-------- Dataset extract --------
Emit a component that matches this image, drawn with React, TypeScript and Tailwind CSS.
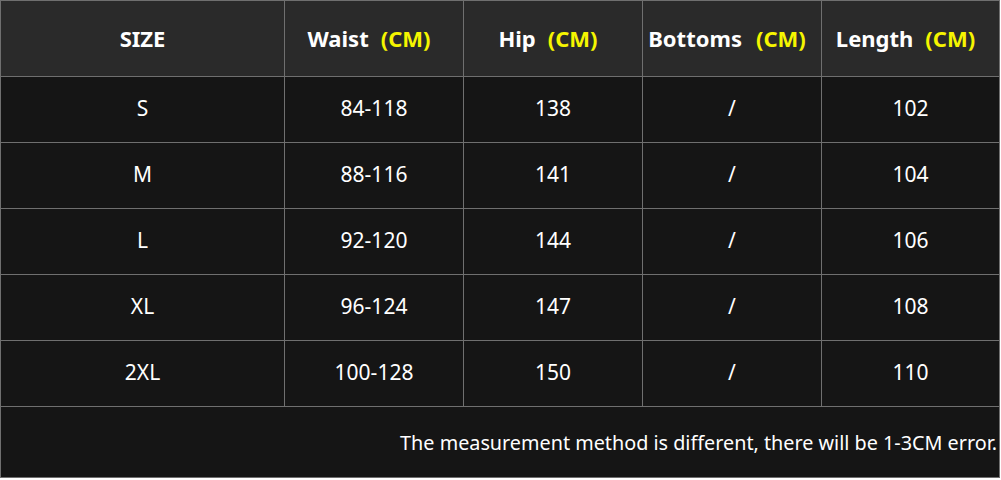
import React from "react";

const rows = [
  ["S", "84-118", "138", "/", "102"],
  ["M", "88-116", "141", "/", "104"],
  ["L", "92-120", "144", "/", "106"],
  ["XL", "96-124", "147", "/", "108"],
  ["2XL", "100-128", "150", "/", "110"],
];

function Head({ label, gap }: { label: string; gap?: string }) {
  return (
    <div
      className={`bg-[#2a2a2a] flex items-center justify-center font-bold text-[22px] text-white ${
        gap !== undefined ? "pr-[10px]" : ""
      }`}
    >
      {label}
      {gap !== undefined && (
        <>
          <span className={gap} />
          <span className="text-[#f5f500]">(CM)</span>
        </>
      )}
    </div>
  );
}

export default function App() {
  return (
    <div
      className="w-[1001px] h-[480px] bg-white"
      style={{ fontFamily: '"Noto Sans", "Open Sans", sans-serif' }}
    >
      <div className="grid grid-cols-[283px_178px_178px_178px_177px] grid-rows-[75px_65px_65px_65px_65px_65px_70px] gap-px p-px bg-[#6f6f6f] w-[1000px] h-[478px]">
        <Head label="SIZE" />
        <Head label="Waist" gap="w-[12px]" />
        <Head label="Hip" gap="w-[12px]" />
        <Head label="Bottoms" gap="w-[14px]" />
        <Head label="Length" gap="w-[12px]" />
        {rows.map((r, i) =>
          r.map((c, j) => (
            <div
              key={`${i}-${j}`}
              className="bg-[#151515] flex items-center justify-center pb-[1px] text-[21px] text-white"
            >
              {c}
            </div>
          ))
        )}
        <div className="col-span-5 bg-[#151515] flex items-center justify-end pr-[2px] pt-[1px] text-[19.8px] text-white">
          The measurement method is different, there will be 1-3CM error.
        </div>
      </div>
    </div>
  );
}
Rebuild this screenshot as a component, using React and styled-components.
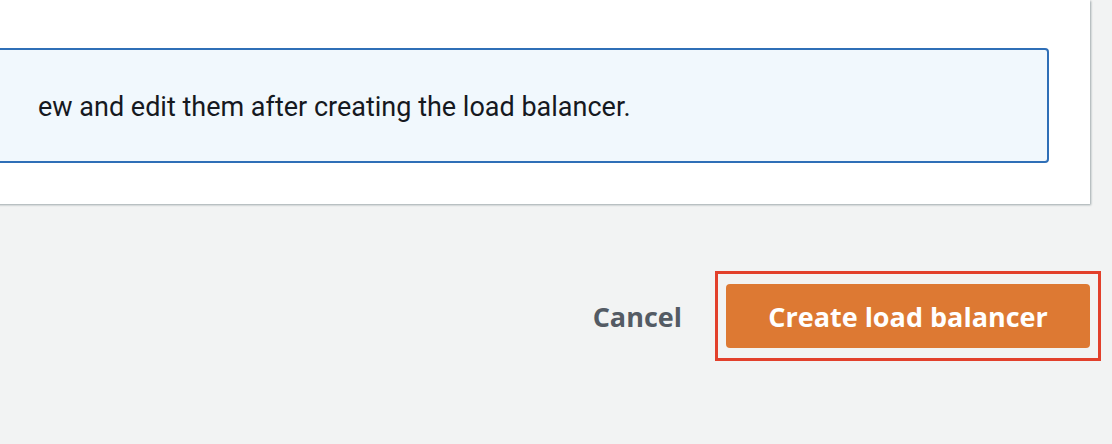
import styled, { createGlobalStyle } from "styled-components";

const GlobalStyle = createGlobalStyle`
  html, body {
    margin: 0;
    padding: 0;
    background: #f2f3f3;
    font-family: "Open Sans", "Noto Sans", sans-serif;
    overflow: hidden;
  }
`;

const Page = styled.div`
  width: 1112px;
  height: 444px;
  display: flex;
  flex-direction: column;
  background: #f2f3f3;
`;

/* the form panel is cropped on the left and top */
const Panel = styled.section`
  background: #ffffff;
  margin: 0 22px 0 -60px;
  padding: 48px 41px 41px 40px;
  box-shadow: 1px 1px 2px rgba(0, 28, 36, 0.35);
`;

const InfoBox = styled.div`
  height: 115px;
  box-sizing: border-box;
  display: flex;
  align-items: center;
  padding: 3px 20px 0 56px;
  background: #f1f8fd;
  border: 2px solid #2f6fb7;
  border-radius: 4px;
  color: #16191f;
  font-family: Roboto, "Open Sans", sans-serif;
  font-size: 27px;
`;

const Footer = styled.div`
  display: flex;
  justify-content: flex-end;
  align-items: center;
  gap: 33px;
  margin-top: 67px;
  padding-right: 11px;
`;

const LinkButton = styled.button`
  border: none;
  background: none;
  padding: 0;
  font-family: inherit;
  font-size: 27px;
  font-weight: 700;
  color: #545b64;
  cursor: pointer;
`;

const Highlight = styled.div`
  border: 3px solid #e2402b;
  padding: 10px 8px;
  display: flex;
`;

const PrimaryButton = styled.button`
  width: 364px;
  height: 64px;
  border: none;
  border-radius: 4px;
  background: #dd7933;
  color: #ffffff;
  font-family: inherit;
  font-size: 27px;
  font-weight: 700;
  cursor: pointer;
`;

export default function App() {
  return (
    <Page>
      <GlobalStyle />
      <Panel>
        <InfoBox>ew and edit them after creating the load balancer.</InfoBox>
      </Panel>
      <Footer>
        <LinkButton>Cancel</LinkButton>
        <Highlight>
          <PrimaryButton>Create load balancer</PrimaryButton>
        </Highlight>
      </Footer>
    </Page>
  );
}
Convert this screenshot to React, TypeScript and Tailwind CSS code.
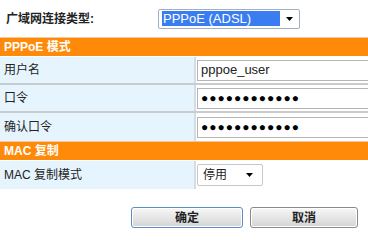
--------
*Your objective:*
Look above for lines with the word "React" and copy them all.

*Exercise output:*
Emit a component that matches this image, drawn with React, TypeScript and Tailwind CSS.
import React from "react";
Rebuild this screenshot as a component, using React and styled-components.
Convert this screenshot to React, TypeScript and Tailwind CSS code.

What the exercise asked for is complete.